→ Problem statement: How many of these lines hold the string "this"? Answer with the number only.

→ Information shown:

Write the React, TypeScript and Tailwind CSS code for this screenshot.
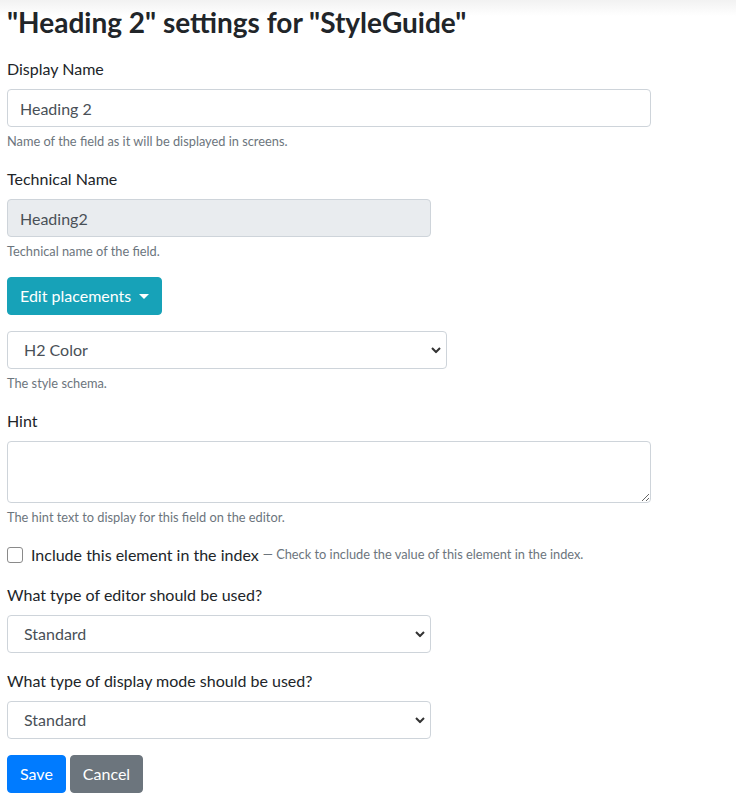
import { ReactNode } from "react";

const font = { fontFamily: 'Lato, "Open Sans", sans-serif' };

function Chevron() {
  return (
    <svg
      className="pointer-events-none absolute right-[6px] top-1/2 -translate-y-1/2"
      width="10"
      height="7"
      viewBox="0 0 10 7"
      fill="none"
    >
      <path d="M1 1.5l4 4 4-4" stroke="#333" strokeWidth="2" />
    </svg>
  );
}

function Help({ children }: { children: ReactNode }) {
  return <p className="mt-1 text-[12.8px] leading-5 text-[#6c757d]">{children}</p>;
}

function Field({ label, help, children }: { label: string; help?: string; children: ReactNode }) {
  return (
    <div className="mb-4">
      <label className="mb-2 block leading-6">{label}</label>
      {children}
      {help && <Help>{help}</Help>}
    </div>
  );
}

function Select({ value, width }: { value: string; width: string }) {
  return (
    <div className={`relative ${width}`}>
      <select
        className="h-[38px] w-full appearance-none rounded border border-[#ced4da] bg-white pl-4 pr-8 text-[#495057] outline-none"
        style={font}
        defaultValue={value}
      >
        <option>{value}</option>
      </select>
      <Chevron />
    </div>
  );
}

export default function App() {
  return (
    <div
      className="min-h-[805px] bg-[linear-gradient(to_bottom,#f2f2f2,#ffffff_16px)] px-[7px] pt-[5px] text-base text-[#212529]"
      style={font}
    >
      <h2 className="mb-[18px] text-[28px] leading-[34px] font-bold">
        "Heading 2" settings for "StyleGuide"
      </h2>

      <Field label="Display Name" help="Name of the field as it will be displayed in screens.">
        <input
          className="block h-[38px] w-[644px] rounded border border-[#ced4da] bg-white px-3 text-[#495057] outline-none"
          style={font}
          defaultValue="Heading 2"
        />
      </Field>

      <Field label="Technical Name" help="Technical name of the field.">
        <input
          className="block h-[38px] w-[424px] rounded border border-[#ced4da] bg-[#e9ecef] px-3 text-[#495057] outline-none"
          style={font}
          defaultValue="Heading2"
          disabled
        />
      </Field>

      <div className="mb-4">
        <button className="flex h-[38px] items-center rounded border border-[#17a2b8] bg-[#17a2b8] px-3 text-white">
          Edit placements
          <span className="ml-[8px] h-0 w-0 border-x-[5px] border-t-[5px] border-x-transparent border-t-white" />
        </button>
      </div>

      <div className="mb-4">
        <Select value="H2 Color" width="w-[440px]" />
        <Help>The style schema.</Help>
      </div>

      <Field label="Hint" help="The hint text to display for this field on the editor.">
        <textarea
          className="block h-[62px] w-[644px] rounded border border-[#ced4da] bg-white px-3 py-1.5 text-[#495057] outline-none"
          style={font}
        />
      </Field>

      <div className="mb-4 flex h-6 items-center">
        <input
          type="checkbox"
          className="mr-2 h-4 w-4 appearance-none rounded-[3px] border border-[#8a8a8a] bg-white"
        />
        <span>Include this element in the index</span>
        <span className="ml-1 text-[12.8px] text-[#6c757d]">— Check to include the value of this element in the index.</span>
      </div>

      <Field label="What type of editor should be used?">
        <Select value="Standard" width="w-[424px]" />
      </Field>

      <Field label="What type of display mode should be used?">
        <Select value="Standard" width="w-[424px]" />
      </Field>

      <div className="flex gap-1">
        <button className="h-[38px] rounded border border-[#007bff] bg-[#007bff] px-3 text-white">Save</button>
        <button className="h-[38px] rounded border border-[#6c757d] bg-[#6c757d] px-3 text-white">Cancel</button>
      </div>
    </div>
  );
}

→ Exercise result: 4